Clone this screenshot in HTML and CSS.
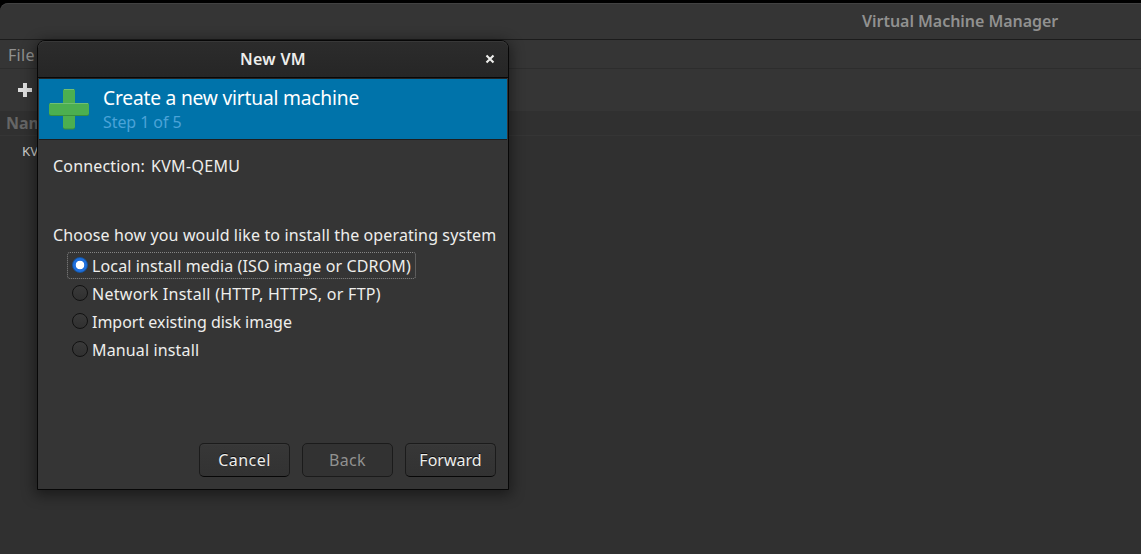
FILE: index.html
```html
<!DOCTYPE html>
<html lang="en">
<head>
<meta charset="utf-8">
<title>Virtual Machine Manager</title>
<link rel="stylesheet" href="styles.css">
</head>
<body>
<main class="manager">
  <header class="titlebar"><span class="app-title">Virtual Machine Manager</span></header>
  <nav class="menubar"><span class="menu-item">File</span></nav>
  <div class="toolbar">
    <svg class="add-icon" width="14" height="14" viewBox="0 0 14 14"><path d="M5 0h4v5h5v4H9v5H5V9H0V5h5z" fill="#dedede"/></svg>
  </div>
  <div class="list-head"><span class="col-name">Name</span></div>
  <div class="list"><span class="row-name">KV</span></div>
</main>
<section class="dialog">
  <header class="dialog-title">
    <span class="title-text">New VM</span>
    <svg class="close" width="10" height="10" viewBox="0 0 10 10"><path d="M1.500 1.500l7 7M8.500 1.500l-7 7" stroke="#eeeeec" stroke-width="2.100"/></svg>
  </header>
  <div class="banner">
    <svg class="plus" width="40" height="41" viewBox="0 0 40 41">
      <rect x="14" y="0" width="12" height="40.500" rx="2" fill="#388e3c"/>
      <rect x="14" y="0" width="12" height="39.500" rx="2" fill="#4caf50"/>
      <path d="M15 .5h10" stroke="#70bf73"/>
      <rect x="0" y="14" width="40" height="13" rx="2" fill="#388e3c"/>
      <rect x="0" y="14" width="40" height="12" rx="2" fill="#4caf50"/>
      <path d="M1 14.500h38" stroke="#70bf73"/>
    </svg>
    <div class="banner-text">
      <span class="heading">Create a new virtual machine</span>
      <span class="step">Step 1 of 5</span>
    </div>
  </div>
  <div class="content">
    <div class="connection"><span class="conn-label">Connection:</span><span class="conn-value">KVM-QEMU</span></div>
    <div class="question"><span class="question-text">Choose how you would like to install the operating system</span></div>
    <div class="options">
      <div class="option focused"><i class="radio checked"></i><span class="opt-1">Local install media (ISO image or CDROM)</span></div>
      <div class="option"><i class="radio"></i><span class="opt-2">Network Install (HTTP, HTTPS, or FTP)</span></div>
      <div class="option"><i class="radio"></i><span class="opt-3">Import existing disk image</span></div>
      <div class="option"><i class="radio"></i><span class="opt-4">Manual install</span></div>
    </div>
    <div class="actions">
      <button class="btn cancel"><span>Cancel</span></button>
      <button class="btn disabled" disabled><span>Back</span></button>
      <button class="btn"><span>Forward</span></button>
    </div>
  </div>
</section>
</body>
</html>
```
FILE: styles.css
```css
* { box-sizing: border-box; }
body {
  margin: 0;
  width: 1141px;
  height: 554px;
  padding-top: 3px;
  overflow: hidden;
  position: relative;
  background: #000;
  color: #eeeeec;
  font: 16px/24px "Noto Sans", sans-serif;
  white-space: nowrap;
}
.manager {
  width: 1141px;
  height: 551px;
  overflow: hidden;
  background: #303030;
  border-radius: 8px 0 0 0;
  display: flex;
  flex-direction: column;
}
.titlebar {
  height: 37px;
  flex: none;
  padding: 6px 0 0 862px;
  background: #353535;
  border-bottom: 1px solid #1c1c1c;
  box-shadow: inset 0 1px #424242;
  border-radius: 8px 0 0 0;
  color: #919190;
  font-weight: 600;
  letter-spacing: -.04px;
}
.menubar {
  height: 29px;
  flex: none;
  padding: 3px 8px;
  background: #353535;
  border-bottom: 1px solid #2d2d2d;
  color: #919190;
  letter-spacing: .3px;
}
.toolbar { height: 42px; flex: none; background: #353535; padding: 14px 18px; display: flex; }
.list-head {
  height: 25px;
  flex: none;
  padding-left: 6px;
  border-bottom: 1px solid #353535;
  color: #666;
  font-weight: 700;
}
.list { flex: 1; padding: 3px 22px; color: #cfcfcd; font-size: 13.300px; }
.dialog {
  position: absolute;
  left: 37px;
  top: 40px;
  width: 472px;
  height: 450px;
  border: 1px solid #070707;
  border-radius: 8px 8px 0 0;
  background: #353535;
  box-shadow: 0 3px 14px 2px rgba(0, 0, 0, .45);
  display: flex;
  flex-direction: column;
}
.dialog-title {
  height: 37px;
  flex: none;
  display: flex;
  justify-content: center;
  align-items: center;
  position: relative;
  background: linear-gradient(#2c2c2c, #262626);
  border-bottom: 1px solid #070707;
  border-radius: 7px 7px 0 0;
  box-shadow: inset 0 1px #383838;
  font-weight: 600;
  letter-spacing: .3px;
}
.close { position: absolute; right: 13px; top: 13px; }
.banner {
  height: 62px;
  flex: none;
  margin: 0 1px;
  border-top: 1px solid #242424;
  border-bottom: 1px solid #1e1e1e;
  background: #0073aa;
  display: flex;
  padding: 10px 10px 0;
  gap: 14px;
}
.plus { flex: none; }
.banner-text { display: flex; flex-direction: column; margin-top: -3px; }
.heading { color: #fff; font-size: 19.200px; line-height: 24px; letter-spacing: -.2px; }
.step { color: #4ba3d8; letter-spacing: -.08px; }
.content { flex: 1; display: flex; flex-direction: column; padding: 14px 12px 12px 15px; }
.connection { display: flex; gap: 6px; height: 69px; }
.conn-label { letter-spacing: .18px; }
.conn-value { letter-spacing: .3px; }
.question { height: 29px; }
.question-text { letter-spacing: .12px; }
.options { display: flex; flex-direction: column; padding-left: 14px; }
.option { height: 28px; padding: 2px 5px; display: flex; align-items: center; gap: 4px; width: 349px; }
.option.focused { height: 27px; padding: 1px 4px; margin-bottom: 1px; border: 1px dotted #858585; border-radius: 3px; }
.opt-1 { letter-spacing: .13px; }
.opt-2 { letter-spacing: .28px; }
.opt-3 { letter-spacing: -.02px; }
.opt-4 { letter-spacing: .14px; }
.radio {
  width: 16px;
  height: 16px;
  flex: none;
  margin-top: -2px;
  border: 1px solid #111;
  border-radius: 50%;
  background: linear-gradient(#3a3a3a, #303030);
}
.radio.checked { border-color: #15539e; background: radial-gradient(circle, #fff 0 4px, #1f6fdc 4.600px); }
.actions { display: flex; justify-content: flex-end; gap: 12px; margin-top: auto; }
.btn {
  width: 91px;
  height: 34px;
  padding: 0;
  border: 1px solid #1b1b1b;
  border-bottom-color: #070707;
  border-radius: 5px;
  background: linear-gradient(#373737, #323232);
  box-shadow: inset 0 1px rgba(255, 255, 255, .02);
  color: #eeeeec;
  font: inherit;
  text-shadow: 0 -1px rgba(0, 0, 0, .8);
}
.btn.cancel { letter-spacing: .45px; }
.btn.disabled {
  background: #323232;
  border-color: #1b1b1b;
  color: #919190;
  text-shadow: none;
  box-shadow: none;
  letter-spacing: .3px;
}
```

◇ ◇ ◇ ◇ ◇ ◇ ◇

Replicate the material above verbatim; images stay out of the copy.

Clone this screenshot in HTML and CSS.
FILE: index.html
```html
<!DOCTYPE html>
<html lang="en">
<head>
<meta charset="utf-8">
<title>Virtual Machine Manager</title>
<link rel="stylesheet" href="styles.css">
</head>
<body>
<main class="manager">
  <header class="titlebar"><span class="app-title">Virtual Machine Manager</span></header>
  <nav class="menubar"><span class="menu-item">File</span></nav>
  <div class="toolbar">
    <svg class="add-icon" width="14" height="14" viewBox="0 0 14 14"><path d="M5 0h4v5h5v4H9v5H5V9H0V5h5z" fill="#dedede"/></svg>
  </div>
  <div class="list-head"><span class="col-name">Name</span></div>
  <div class="list"><span class="row-name">KV</span></div>
</main>
<section class="dialog">
  <header class="dialog-title">
    <span class="title-text">New VM</span>
    <svg class="close" width="10" height="10" viewBox="0 0 10 10"><path d="M1.500 1.500l7 7M8.500 1.500l-7 7" stroke="#eeeeec" stroke-width="2.100"/></svg>
  </header>
  <div class="banner">
    <svg class="plus" width="40" height="41" viewBox="0 0 40 41">
      <rect x="14" y="0" width="12" height="40.500" rx="2" fill="#388e3c"/>
      <rect x="14" y="0" width="12" height="39.500" rx="2" fill="#4caf50"/>
      <path d="M15 .5h10" stroke="#70bf73"/>
      <rect x="0" y="14" width="40" height="13" rx="2" fill="#388e3c"/>
      <rect x="0" y="14" width="40" height="12" rx="2" fill="#4caf50"/>
      <path d="M1 14.500h38" stroke="#70bf73"/>
    </svg>
    <div class="banner-text">
      <span class="heading">Create a new virtual machine</span>
      <span class="step">Step 1 of 5</span>
    </div>
  </div>
  <div class="content">
    <div class="connection"><span class="conn-label">Connection:</span><span class="conn-value">KVM-QEMU</span></div>
    <div class="question"><span class="question-text">Choose how you would like to install the operating system</span></div>
    <div class="options">
      <div class="option focused"><i class="radio checked"></i><span class="opt-1">Local install media (ISO image or CDROM)</span></div>
      <div class="option"><i class="radio"></i><span class="opt-2">Network Install (HTTP, HTTPS, or FTP)</span></div>
      <div class="option"><i class="radio"></i><span class="opt-3">Import existing disk image</span></div>
      <div class="option"><i class="radio"></i><span class="opt-4">Manual install</span></div>
    </div>
    <div class="actions">
      <button class="btn cancel"><span>Cancel</span></button>
      <button class="btn disabled" disabled><span>Back</span></button>
      <button class="btn"><span>Forward</span></button>
    </div>
  </div>
</section>
</body>
</html>
```
FILE: styles.css
```css
* { box-sizing: border-box; }
body {
  margin: 0;
  width: 1141px;
  height: 554px;
  padding-top: 3px;
  overflow: hidden;
  position: relative;
  background: #000;
  color: #eeeeec;
  font: 16px/24px "Noto Sans", sans-serif;
  white-space: nowrap;
}
.manager {
  width: 1141px;
  height: 551px;
  overflow: hidden;
  background: #303030;
  border-radius: 8px 0 0 0;
  display: flex;
  flex-direction: column;
}
.titlebar {
  height: 37px;
  flex: none;
  padding: 6px 0 0 862px;
  background: #353535;
  border-bottom: 1px solid #1c1c1c;
  box-shadow: inset 0 1px #424242;
  border-radius: 8px 0 0 0;
  color: #919190;
  font-weight: 600;
  letter-spacing: -.04px;
}
.menubar {
  height: 29px;
  flex: none;
  padding: 3px 8px;
  background: #353535;
  border-bottom: 1px solid #2d2d2d;
  color: #919190;
  letter-spacing: .3px;
}
.toolbar { height: 42px; flex: none; background: #353535; padding: 14px 18px; display: flex; }
.list-head {
  height: 25px;
  flex: none;
  padding-left: 6px;
  border-bottom: 1px solid #353535;
  color: #666;
  font-weight: 700;
}
.list { flex: 1; padding: 3px 22px; color: #cfcfcd; font-size: 13.300px; }
.dialog {
  position: absolute;
  left: 37px;
  top: 40px;
  width: 472px;
  height: 450px;
  border: 1px solid #070707;
  border-radius: 8px 8px 0 0;
  background: #353535;
  box-shadow: 0 3px 14px 2px rgba(0, 0, 0, .45);
  display: flex;
  flex-direction: column;
}
.dialog-title {
  height: 37px;
  flex: none;
  display: flex;
  justify-content: center;
  align-items: center;
  position: relative;
  background: linear-gradient(#2c2c2c, #262626);
  border-bottom: 1px solid #070707;
  border-radius: 7px 7px 0 0;
  box-shadow: inset 0 1px #383838;
  font-weight: 600;
  letter-spacing: .3px;
}
.close { position: absolute; right: 13px; top: 13px; }
.banner {
  height: 62px;
  flex: none;
  margin: 0 1px;
  border-top: 1px solid #242424;
  border-bottom: 1px solid #1e1e1e;
  background: #0073aa;
  display: flex;
  padding: 10px 10px 0;
  gap: 14px;
}
.plus { flex: none; }
.banner-text { display: flex; flex-direction: column; margin-top: -3px; }
.heading { color: #fff; font-size: 19.200px; line-height: 24px; letter-spacing: -.2px; }
.step { color: #4ba3d8; letter-spacing: -.08px; }
.content { flex: 1; display: flex; flex-direction: column; padding: 14px 12px 12px 15px; }
.connection { display: flex; gap: 6px; height: 69px; }
.conn-label { letter-spacing: .18px; }
.conn-value { letter-spacing: .3px; }
.question { height: 29px; }
.question-text { letter-spacing: .12px; }
.options { display: flex; flex-direction: column; padding-left: 14px; }
.option { height: 28px; padding: 2px 5px; display: flex; align-items: center; gap: 4px; width: 349px; }
.option.focused { height: 27px; padding: 1px 4px; margin-bottom: 1px; border: 1px dotted #858585; border-radius: 3px; }
.opt-1 { letter-spacing: .13px; }
.opt-2 { letter-spacing: .28px; }
.opt-3 { letter-spacing: -.02px; }
.opt-4 { letter-spacing: .14px; }
.radio {
  width: 16px;
  height: 16px;
  flex: none;
  margin-top: -2px;
  border: 1px solid #111;
  border-radius: 50%;
  background: linear-gradient(#3a3a3a, #303030);
}
.radio.checked { border-color: #15539e; background: radial-gradient(circle, #fff 0 4px, #1f6fdc 4.600px); }
.actions { display: flex; justify-content: flex-end; gap: 12px; margin-top: auto; }
.btn {
  width: 91px;
  height: 34px;
  padding: 0;
  border: 1px solid #1b1b1b;
  border-bottom-color: #070707;
  border-radius: 5px;
  background: linear-gradient(#373737, #323232);
  box-shadow: inset 0 1px rgba(255, 255, 255, .02);
  color: #eeeeec;
  font: inherit;
  text-shadow: 0 -1px rgba(0, 0, 0, .8);
}
.btn.cancel { letter-spacing: .45px; }
.btn.disabled {
  background: #323232;
  border-color: #1b1b1b;
  color: #919190;
  text-shadow: none;
  box-shadow: none;
  letter-spacing: .3px;
}
```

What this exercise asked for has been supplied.